A search on Amazon reveals that this book is the first published by Ms. Roberts, and the book definitely has some rough edges. I feel she needed more editorial guidance than she received. Ms. Roberts, who is not a mathematician, has apparently interviewed a number of Coxeter's colleagues at great length, and she has let them do the talking. As a result, I feel the absence of a strong author's voice, and a resulting fragmented picture of Coxeter.

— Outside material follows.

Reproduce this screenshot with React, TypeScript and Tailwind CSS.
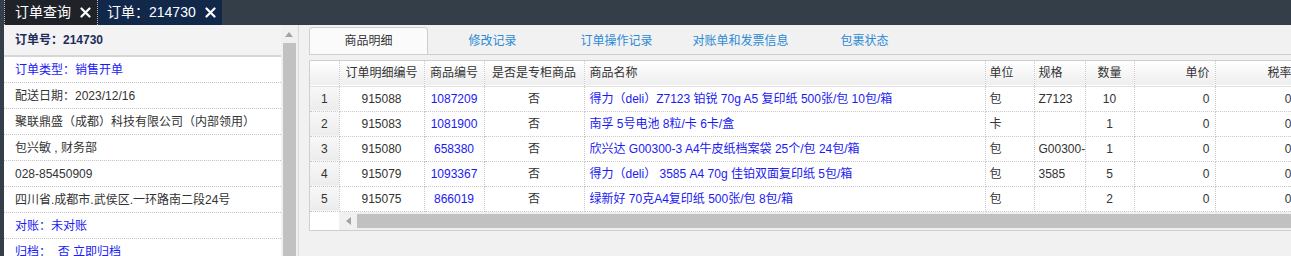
import React from "react";

const font = "font-['Liberation_Sans','Noto_Sans_CJK_SC',sans-serif]";

type Row = {
  no: number;
  detailId: string;
  goodsId: string;
  special: string;
  name: string;
  unit: string;
  spec: string;
  qty: string;
  price: string;
  tax: string;
};

const rows: Row[] = [
  { no: 1, detailId: "915088", goodsId: "1087209", special: "否", name: "得力（deli）Z7123 铂锐 70g A5 复印纸 500张/包 10包/箱", unit: "包", spec: "Z7123", qty: "10", price: "0", tax: "0" },
  { no: 2, detailId: "915083", goodsId: "1081900", special: "否", name: "南孚 5号电池 8粒/卡 6卡/盒", unit: "卡", spec: "", qty: "1", price: "0", tax: "0" },
  { no: 3, detailId: "915080", goodsId: "658380", special: "否", name: "欣兴达 G00300-3 A4牛皮纸档案袋 25个/包 24包/箱", unit: "包", spec: "G00300-3", qty: "1", price: "0", tax: "0" },
  { no: 4, detailId: "915079", goodsId: "1093367", special: "否", name: "得力（deli） 3585 A4 70g 佳铂双面复印纸 5包/箱", unit: "包", spec: "3585", qty: "5", price: "0", tax: "0" },
  { no: 5, detailId: "915075", goodsId: "866019", special: "否", name: "绿新好 70克A4复印纸 500张/包 8包/箱", unit: "包", spec: "", qty: "2", price: "0", tax: "0" },
];

const info: { text: string; blue?: boolean }[] = [
  { text: "订单类型：销售开单", blue: true },
  { text: "配送日期：2023/12/16" },
  { text: "聚联鼎盛（成都）科技有限公司（内部领用）" },
  { text: "包兴敏 , 财务部" },
  { text: "028-85450909" },
  { text: "四川省.成都市.武侯区.一环路南二段24号" },
  { text: "对账：未对账", blue: true },
  { text: "归档：  否 立即归档", blue: true },
];

const tabs = ["商品明细", "修改记录", "订单操作记录", "对账单和发票信息", "包裹状态"];

function Close() {
  return (
    <svg width="11" height="11" viewBox="0 0 11 11" className="ml-[9px]">
      <path d="M1.5 1.5 L9.5 9.5 M9.5 1.5 L1.5 9.5" stroke="white" strokeWidth="2.2" strokeLinecap="round" />
    </svg>
  );
}

const th = "h-[25px] border-r border-dotted border-[#c8c8c8] px-[5px] font-normal text-[#333] whitespace-nowrap overflow-hidden";
const td = "h-[25px] border-r border-b border-dotted border-[#c8c8c8] px-[5px] whitespace-nowrap overflow-hidden";

export default function App() {
  return (
    <div className={`w-[1291px] h-[256px] overflow-hidden flex flex-col text-[12px] ${font}`}>
      {/* top tab bar */}
      <div className="h-[25px] flex bg-[#343e49] pl-[4px] shrink-0">
        <div className="flex items-center h-full w-[94px] bg-[#1f2329] border-x border-dotted border-white/70 pl-[10px] text-white text-[14px]">
          订单查询
          <Close />
        </div>
        <div className="flex items-center h-full w-[124px] bg-[#12284b] pl-[9px] text-white text-[14px]">
          订单：214730
          <Close />
        </div>
      </div>

      <div className="flex flex-1 min-h-0">
        <div className="w-[4px] bg-[#343e49]" />

        {/* left info panel */}
        <div className="w-[277px] bg-white flex flex-col">
          <div className="h-[32px] shrink-0 flex items-center px-[11px] bg-[#f3f3f3] border-b-2 border-[#d6d6d6] font-bold text-[#1d2b5c]">
            订单号：214730
          </div>
          {info.map((r) => (
            <div
              key={r.text}
              className={`h-[26px] shrink-0 flex items-center px-[11px] border-b border-dotted border-[#c4c4c4] whitespace-pre ${r.blue ? "text-[#1a1af2]" : "text-[#333]"}`}
            >
              {r.text}
            </div>
          ))}
        </div>

        {/* vertical scrollbar */}
        <div className="w-[15px] bg-[#f0f0f0] flex flex-col">
          <div className="h-[18px] flex items-center justify-center">
            <svg width="8" height="5" viewBox="0 0 8 5">
              <path d="M0 5 L4 0 L8 5 Z" fill="#a3a3a3" />
            </svg>
          </div>
          <div className="flex-1 ml-[2px] bg-[#c1c1c1]" />
        </div>
        <div className="w-[2px] bg-[#f0f0f0]" />
        <div className="w-px bg-[#d8d8d8]" />

        {/* right panel */}
        <div className="flex-1 min-w-0 bg-[#f1f1f1] pl-[10px] flex flex-col">
          <div className="h-[30px] shrink-0 flex items-end border-b border-[#cfcfcf]">
            {tabs.map((t, i) => (
              <div
                key={t}
                className={`w-[119px] mr-[5px] h-[27px] flex items-center justify-center ${
                  i === 0
                    ? "bg-[#fbfbfb] border border-b-0 border-[#cfcfcf] rounded-t-[4px] text-[#333]"
                    : "text-[#2a8ad4]"
                }`}
              >
                {t}
              </div>
            ))}
          </div>

          <div className="mt-[5px] w-[1000px] border border-[#cfcfcf] bg-white">
            <table className="table-fixed border-collapse w-[1000px]">
              <colgroup>
                <col className="w-[29px]" />
                <col className="w-[85px]" />
                <col className="w-[60px]" />
                <col className="w-[100px]" />
                <col className="w-[401px]" />
                <col className="w-[49px]" />
                <col className="w-[51px]" />
                <col className="w-[49px]" />
                <col className="w-[81px]" />
                <col className="w-[95px]" />
              </colgroup>
              <thead>
                <tr className="bg-gradient-to-b from-white to-[#eeeeee] border-b border-[#e0e0e0]">
                  <th className={th}></th>
                  <th className={`${th} text-center`}>订单明细编号</th>
                  <th className={`${th} text-center`}>商品编号</th>
                  <th className={`${th} text-center`}>是否是专柜商品</th>
                  <th className={`${th} text-left`}>商品名称</th>
                  <th className={`${th} text-left pl-[4px]`}>单位</th>
                  <th className={`${th} text-left pl-[4px]`}>规格</th>
                  <th className={`${th} text-center`}>数量</th>
                  <th className={`${th} text-right`}>单价</th>
                  <th className={`${th} text-right pr-[18px]`}>税率</th>
                </tr>
              </thead>
              <tbody>
                {rows.map((r) => (
                  <tr key={r.no}>
                    <td className={`${td} text-center text-[#333] bg-gradient-to-b from-[#f8f8f8] to-[#ececec]`}>{r.no}</td>
                    <td className={`${td} text-center text-[#333]`}>{r.detailId}</td>
                    <td className={`${td} text-center text-[#1a1af2]`}>{r.goodsId}</td>
                    <td className={`${td} text-center text-[#333]`}>{r.special}</td>
                    <td className={`${td} text-left text-[#1a1af2]`}>{r.name}</td>
                    <td className={`${td} text-left pl-[4px] text-[#333]`}>{r.unit}</td>
                    <td className={`${td} text-left pl-[4px] pr-0 text-[#333] text-clip`}>{r.spec}</td>
                    <td className={`${td} text-center text-[#333]`}>{r.qty}</td>
                    <td className={`${td} text-right text-[#333]`}>{r.price}</td>
                    <td className={`${td} text-right pr-[18px] text-[#333]`}>{r.tax}</td>
                  </tr>
                ))}
              </tbody>
            </table>
            {/* horizontal scrollbar */}
            <div className="h-[18px] flex">
              <div className="w-[29px] bg-white" />
              <div className="flex-1 bg-[#f0f0f0] flex items-center">
                <div className="w-[18px] flex items-center justify-center">
                  <svg width="5" height="8" viewBox="0 0 5 8">
                    <path d="M5 0 L0 4 L5 8 Z" fill="#a3a3a3" />
                  </svg>
                </div>
                <div className="flex-1 h-[14px] bg-[#c1c1c1]" />
              </div>
            </div>
          </div>
        </div>
      </div>
    </div>
  );
}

I found the book hard to plow through in places, which really surprised me given the strong interest that I have in Coxeter's work.
The flip side of this is that it is wonderful to read accounts from such luminaries as John Conway, Walter Whitely, Freeman Dyson, M. C. Escher (through his son, George), Buckminster Fuller and Douglas Hofstadter (who wrote the forward).
I found the glimpses of Coxeter's life outside of mathematics to be quite fascinating. He was a pacifist and a vegetarian, and seems to have been highly regarded as a person by most who knew him. His early life included problems with a withdrawn mother and an overbearing father, and a brief psychoanalysis by Freud's student, Stekel. I would have liked to have been told more about Coxeter the man.